Open m8pple opened 2 years ago
Actually, in placement.pdf I see the comment:
To support different algorithms, selectable at run time by the Orchestrator operator. In early iterations, thread (bucket) filling and simulated annealing is sufficient
so maybe users should start with tfill and move onto sa. Or try both?
This problem was initiated by very slow run-times caused by tfill (#303), and at least at the moment spread is drastically better than tfill:
I think spread
is more generally-useful. The tfill
default is a holdover from when we had bucket filling as the default (and we didn't want to break existing scripts). I'm quite happy to change this, if you think it's wise.
tfill
being the default is definitely a holdover from when it was the only placement method and because it hangs onto the idea that a thread hosts a set number of devices (initially 1024). It can be useful forgetting compact placements if properly constrained in the number of devices per thread and the number of threads per core. Unless you have a very large problem that would be run at 256 devices/thread, it is going to be slow.
If we are going to make spread
the default, then we need to take care with how it interacts with the default cluster sizes and the enhancements made in #296. Basically, to get a valid and sensible spread
placement, the user/operator needs to start the Orchestrator with the correct cluster size definition and load the correct hardware description file - if either of these are wrong, the outcome will either be a mapping that uses too little (so runs slow) or too much (so won't run at all) hardware.

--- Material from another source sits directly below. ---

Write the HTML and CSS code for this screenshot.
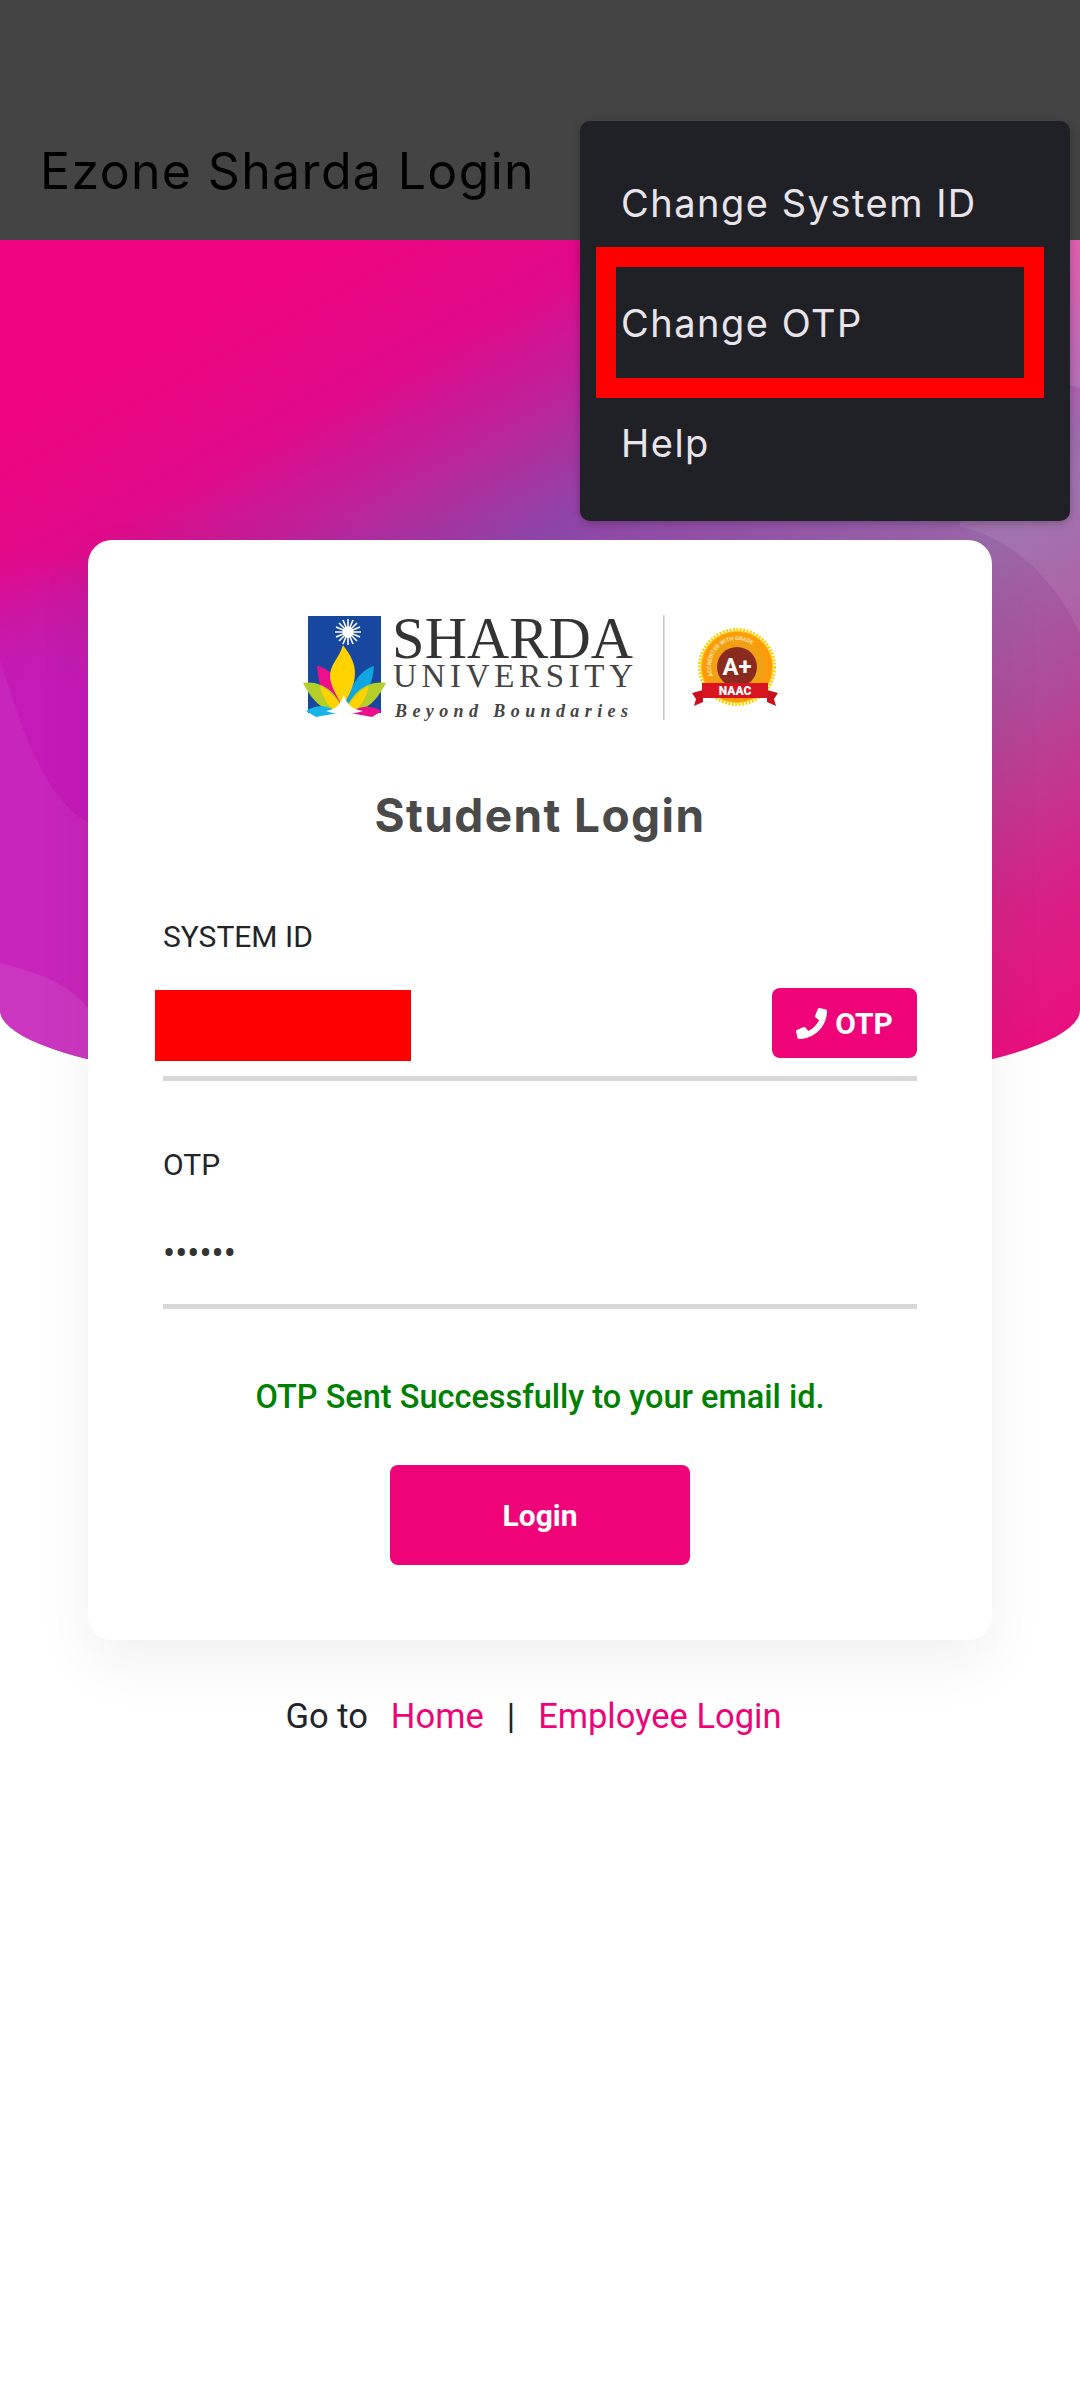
FILE: index.html
```html
<!DOCTYPE html>
<html lang="en">
<head>
  <meta charset="UTF-8" />
  <meta name="viewport" content="width=device-width, initial-scale=1.0" />
  <title>Ezone Sharda Login</title>
  <link rel="stylesheet" href="styles.css">
</head>
<body>

  <header class="topbar">
    <h1>Ezone Sharda Login</h1>
  </header>

  <!-- Curved background behind the card -->
  <div class="hero">
    <svg viewBox="0 0 1080 860" width="1080" height="860">
      <defs>
        <linearGradient id="heroBase" gradientUnits="userSpaceOnUse" x1="0" y1="0" x2="576" y2="1052">
          <stop offset="0.125" stop-color="#f0047f" />
          <stop offset="0.254" stop-color="#e00a8a" />
          <stop offset="0.33" stop-color="#c0209a" />
          <stop offset="0.43" stop-color="#8f45a8" />
          <stop offset="0.62" stop-color="#9a68a8" />
          <stop offset="0.75" stop-color="#b04a98" />
          <stop offset="0.9" stop-color="#d82085" />
          <stop offset="1" stop-color="#e8107f" />
        </linearGradient>
        <radialGradient id="magentaGlow" gradientUnits="userSpaceOnUse" cx="40" cy="660" r="350">
          <stop offset="0" stop-color="#c41ab8" />
          <stop offset="0.6" stop-color="#c41ab8" />
          <stop offset="1" stop-color="#c41ab8" stop-opacity="0" />
        </radialGradient>
        <radialGradient id="pinkCorner" gradientUnits="userSpaceOnUse" cx="1090" cy="0" r="190">
          <stop offset="0" stop-color="#e040a0" />
          <stop offset="1" stop-color="#e040a0" stop-opacity="0" />
        </radialGradient>
      </defs>
      <rect width="1080" height="860" fill="url(#heroBase)" />
      <rect width="1080" height="860" fill="url(#magentaGlow)" />
      <rect width="1080" height="860" fill="url(#pinkCorner)" />
      <path d="M0 420 C20 480 40 555 88 583 L88 860 L0 860 Z" fill="#fff" opacity="0.05" />
      <path d="M0 723 C40 733 70 745 88 768 L88 860 L0 860 Z" fill="#fff" opacity="0.08" />
      <path d="M960 287 C1020 300 1060 350 1080 393 L1080 0 L960 0 Z" fill="#fff" opacity="0.08" />
      <path d="M1040 140 C1060 142 1070 145 1080 148 L1080 0 L1040 0 Z" fill="#fff" opacity="0.1" />
    </svg>
  </div>

  <!-- Overflow menu -->
  <nav class="menu">
    <a href="#">Change System ID</a>
    <a href="#">Change OTP</a>
    <a href="#">Help</a>
    <div class="mark"></div>
  </nav>

  <main class="page">
    <section class="card">
      <svg class="logo" viewBox="295 605 490 120" width="490" height="120">
        <rect x="308" y="616" width="73" height="97" fill="#17479e" />
        <g stroke="#fff" stroke-width="1.6">
          <path d="M348 619V645M335 632H361M339 623L357 641M357 623L339 641M343 620L353 644M353 620L343 644M336 627L360 637M360 627L336 637" />
        </g>
        <circle cx="348" cy="632" r="5.5" fill="#fff" />
        <path d="M317 666 C332 668 342 685 344 708 L330 708 C322 695 318 680 317 666Z" fill="#ec0f8c" />
        <path d="M374 666 C360 670 350 685 345 708 L358 708 C368 695 373 680 374 666Z" fill="#0ea5e0" />
        <path d="M343 645 C350 655 358 665 354 682 C351 692 346 700 343 708 C340 700 332 690 330 678 C329 665 340 657 343 645Z" fill="#ffd200" />
        <path d="M303 683 C322 680 337 693 344 711 L326 709 C314 703 308 692 303 683Z" fill="#b5cf2a" />
        <path d="M386 683 C367 680 352 693 345 711 L363 709 C375 703 381 692 386 683Z" fill="#b5cf2a" />
        <path d="M320 686 C330 691 340 701 343 711 L332 709 C326 703 322 694 320 686Z" fill="#ffd200" />
        <path d="M369 686 C359 691 349 701 346 711 L357 709 C363 703 367 694 369 686Z" fill="#ffd200" />
        <path d="M306 711 C318 703 330 706 338 713 L316 717Z" fill="#18b4e8" />
        <path d="M382 711 C370 704 358 706 350 713 L372 717Z" fill="#ec0f8c" />
        <path d="M326 711 C338 709 341 702 344 695 C346 702 350 709 363 711 C352 715 336 715 326 711Z" fill="#fff" />
        <text class="logo-name" x="392" y="658" textLength="241" lengthAdjust="spacing">SHARDA</text>
        <text class="logo-uni" x="393" y="687" textLength="240" lengthAdjust="spacing">UNIVERSITY</text>
        <text class="logo-tag" x="395" y="717" textLength="233" lengthAdjust="spacing">Beyond Boundaries</text>
        <rect x="663" y="615" width="1.6" height="105" fill="#c9c9c9" />
        <circle cx="737" cy="667" r="36" fill="#ff9a0a" />
        <circle cx="737" cy="667" r="37" fill="none" stroke="#ffd200" stroke-width="4" stroke-dasharray="2 1.4" />
        <circle cx="737" cy="667" r="29" fill="#f0a012" />
        <circle cx="737" cy="667" r="20" fill="#8a2b20" />
        <path id="badgeArc" d="M713 676 A26 26 0 1 1 761 676" fill="none" />
        <text class="badge-ring"><textPath href="#badgeArc">ACCREDITED WITH GRADE</textPath></text>
        <text class="badge-grade" x="737" y="675" text-anchor="middle">A+</text>
        <path d="M692 693 L703 690 L703 702 L694 706 L696 699Z" fill="#c8101e" />
        <path d="M778 693 L767 690 L767 702 L776 706 L774 699Z" fill="#c8101e" />
        <rect x="702" y="683" width="66" height="15" fill="#d81420" />
        <text class="badge-name" x="735" y="695" text-anchor="middle">NAAC</text>
      </svg>

      <h2 class="card-title">Student Login</h2>

      <label class="field-label" for="systemId">SYSTEM ID</label>
      <div class="field">
        <input id="systemId" type="text" />
        <span class="redact"></span>
        <button class="otp-btn" type="button">
          <svg viewBox="0 0 512 512" width="31" height="31"><path fill="#fff" d="M493.4 24.6l-104-24c-11.3-2.6-22.9 3.3-27.5 13.9l-48 112c-4.2 9.8-1.4 21.3 6.9 28l60.6 49.6c-36 76.7-98.9 140.5-177.2 177.2l-49.6-60.6c-6.8-8.3-18.2-11.1-28-6.9l-112 48C3.9 366.5-2 378.1.6 389.4l24 104C27.1 504.2 36.7 512 48 512c256.1 0 464-207.5 464-464 0-11.2-7.7-20.9-18.6-23.4z"/></svg>
          OTP
        </button>
      </div>

      <label class="field-label second" for="otp">OTP</label>
      <div class="field">
        <input id="otp" type="password" value="123456" />
      </div>

      <p class="success">OTP Sent Successfully to your email id.</p>

      <button class="login-btn" type="button">Login</button>
    </section>

    <p class="links">
      <span>Go to</span>
      <a href="#">Home</a>
      <span>|</span>
      <a href="#">Employee Login</a>
    </p>
  </main>

</body>
</html>
```

FILE: styles.css
```css
body {
  margin: 0;
  width: 1080px;
  height: 2400px;
  position: relative;
  overflow: hidden;
  background: #fff;
  font-family: Roboto, sans-serif;
  color: #212529;
}

.topbar {
  height: 240px;
  box-sizing: border-box;
  background: #444;
  display: flex;
  align-items: flex-end;
  padding: 0 40px 39px;
}

.topbar h1 {
  margin: 0;
  font-family: Inter, sans-serif;
  font-size: 50px;
  line-height: 60px;
  font-weight: 400;
  letter-spacing: 1.35px;
  color: #000;
}

.hero {
  position: absolute;
  top: 240px;
  left: 0;
  width: 1080px;
  height: 860px;
  overflow: hidden;
  border-radius: 0 0 50% 50% / 0 0 90px 90px;
}

.hero svg {
  display: block;
}

/* Menu */
.menu {
  position: absolute;
  z-index: 10;
  top: 121px;
  left: 580px;
  width: 490px;
  height: 400px;
  box-sizing: border-box;
  padding: 22px 0 18px;
  background: #202027;
  border-radius: 10px;
  box-shadow: 0 2px 8px rgba(0, 0, 0, 0.25);
}

.menu a {
  display: flex;
  align-items: center;
  height: 120px;
  padding-left: 41px;
  font-family: Inter, sans-serif;
  font-size: 38px;
  letter-spacing: 1.5px;
  color: #e8e4ea;
  text-decoration: none;
}

.mark {
  position: absolute;
  top: 126px;
  left: 16px;
  width: 448px;
  height: 151px;
  box-sizing: border-box;
  border: 20px solid #f00;
}

/* Card */
.page {
  position: relative;
  padding-top: 300px;
}

.card {
  margin: 0 88px;
  height: 1100px;
  box-sizing: border-box;
  padding: 65px 75px 0;
  background: #fff;
  border-radius: 24px;
  box-shadow: 0 24px 60px rgba(0, 0, 0, 0.06);
}

.logo {
  display: block;
  margin: 0 auto;
}

.logo-name {
  font-family: "Liberation Serif", serif;
  font-size: 58.5px;
  fill: #333;
}

.logo-uni {
  font-family: "Liberation Serif", serif;
  font-size: 33px;
  fill: #444;
}

.logo-tag {
  font-family: "Liberation Serif", serif;
  font-size: 18px;
  font-weight: 700;
  font-style: italic;
  fill: #444;
}

.badge-ring {
  font-family: Roboto, sans-serif;
  font-size: 5.5px;
  font-weight: 700;
  fill: #ffe9b0;
}

.badge-grade {
  font-family: Roboto, sans-serif;
  font-size: 24px;
  font-weight: 700;
  fill: #fff;
}

.badge-name {
  font-family: Roboto, sans-serif;
  font-size: 12px;
  font-weight: 900;
  fill: #fff;
}

.card-title {
  margin: 60px 0 0;
  font-family: Inter, sans-serif;
  font-size: 46px;
  line-height: 60px;
  font-weight: 700;
  letter-spacing: 1.4px;
  text-align: center;
  color: #4a4a4a;
}

.field-label {
  display: block;
  margin-top: 72px;
  font-size: 30px;
  line-height: 40px;
}

.field-label.second {
  margin-top: 64px;
}

.field {
  position: relative;
  display: flex;
  justify-content: flex-end;
  align-items: flex-start;
  height: 96px;
  box-sizing: border-box;
  margin-top: 28px;
  padding-top: 3px;
  border-bottom: 5px solid #d8d8d8;
}

.field input {
  flex: 1;
  min-width: 0;
  height: 76px;
  padding: 0;
  border: 0;
  outline: 0;
  background: transparent;
  font-family: Roboto, sans-serif;
  font-size: 36px;
  color: #333;
}

.redact {
  position: absolute;
  top: 5px;
  left: -8px;
  width: 256px;
  height: 71px;
  background: #f00;
}

.otp-btn {
  display: flex;
  align-items: center;
  justify-content: center;
  gap: 8px;
  width: 145px;
  height: 70px;
  padding: 0;
  border: 0;
  border-radius: 8px;
  background: #ef0378;
  color: #fff;
  font-family: Roboto, sans-serif;
  font-size: 30px;
  font-weight: 700;
}

.success {
  margin: 68px 0 0;
  font-size: 32.5px;
  line-height: 40px;
  font-weight: 500;
  text-align: center;
  color: #008000;
}

.login-btn {
  display: block;
  width: 300px;
  height: 100px;
  margin: 48px auto 0;
  border: 0;
  border-radius: 8px;
  background: #ef0378;
  color: #fff;
  font-family: Roboto, sans-serif;
  font-size: 30px;
  font-weight: 700;
}

.links {
  display: flex;
  justify-content: center;
  gap: 23px;
  margin: 54px 0 0;
  padding-right: 13px;
  font-size: 34.5px;
  line-height: 44px;
}

.links a {
  color: #ef0378;
  text-decoration: none;
}
```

If we are going to make spread the default, then we need to take care with how it interacts with the default cluster sizes and the enhancements made in #296. Basically, to get a valid and sensible spread placement, the user/operator needs to start the Orchestrator with the correct cluster size definition and load the correct hardware description file - if either of these are wrong, the outcome will either be a mapping that uses too little (so runs slow) or too much (so won't run at all) hardware.
I think that is my understanding of what tfill does: it either under-utilises the hardware, or doesn't place.
For both tfill and spread (any placement method?) they have to choose the correct hardware description file, but with tfill they also have to calculate a reasonable MaxDevicesPerThread.
I think that is my understanding of what tfill does: it either under-utilises the hardware, or doesn't place.
I agree that it under-utilises for a lot of problems but it should always place successfully, unless you have too many devices... By default it does 256 devices per thread so you need a lot of devices for it to fall over.
but with tfill they also have to calculate a reasonable MaxDevicesPerThread.
I guess it comes down to what is more desirable - a default behaviour that is faster and makes better use of the hardware, but is more likely to fail. Or a default that is almost guaranteed to work, all be it a bit slowly.
I do think that we should lower the default number of devices per thread for tfill though - the more we do with the Orchestrator, the more it becomes apparent that 256 devices per thread (let alone the original 1024) is a bit steep for most problems.
I think that is my understanding of what tfill does: it either under-utilises the hardware, or doesn't place.
I agree that it under-utilises for a lot of problems but it should always place successfully, unless you have too many devices... By > default it does 256 devices per thread so you need a lot of devices for it to fall over.
Sorry, there was an implicit "if you calculate MaxDevicesPerThread" there. As it stands, tfill won't work for end
users unless they set MaxDevicesPerThread. If they try to set MaxDevicesPerThread = ceil( Devices / Threads )
then
placement is likely to fail if they have more than one device type. Or they can be conservative and go for
MaxDevicesPerThread = ceil( 2 * Devices / Threads )
and probably end up with the front FPGAs overloaded and
the back FPGAs idle.
I guess it comes down to what is more desirable - a default behaviour that is faster and makes better use of the hardware, but is more likely to fail. Or a default that is almost guaranteed to work, all be it a bit slowly.
I think users are likely to expect all three: reasonably fast placement (though it might scale qausi-linear with device and thread count), decent utilisation of hardware (most threads are mostly used), and guaranteed success (if it fits, I sits). The alternative POETS run-times have always taken this approach, so in trying to attract users to switch to the Orchestrator that's really what we want to be offering.
I realise the one-device-type-per-core approach makes this a more complex problem, but from the users point of view the Orchestrator is just another run-time, so really they just want it to work.
A possible approach would be to provide an auto-tfill setting:
I'm not sure if spread does something like this automatically. So far I don't see placement failures when using it, but that might be luck.
Documentation read before-hand:
The default placement method in the user guide is "tfill", and there are a number of aliases to that as well so it seems like a good suggested default. I'm not sure what a good default placement method would be, but "tfill" seems like a bad default choice given the hyper-threading per core in tinsel.
If there are concerns about the run-time cost of "sa", would "random" be a better default, as it might cause more even loading of cores and DRAM channels? Or possibly "spread" rather than "tfill" (although spread is also thread-based, so not sure).
If "tfill" is considered the best default at the moment it would be useful to have a note saying "recommended" or something in section 5.9 of the user guide to indicate that it is a good default choice, as "sa" seems more attractive but is then not recommended.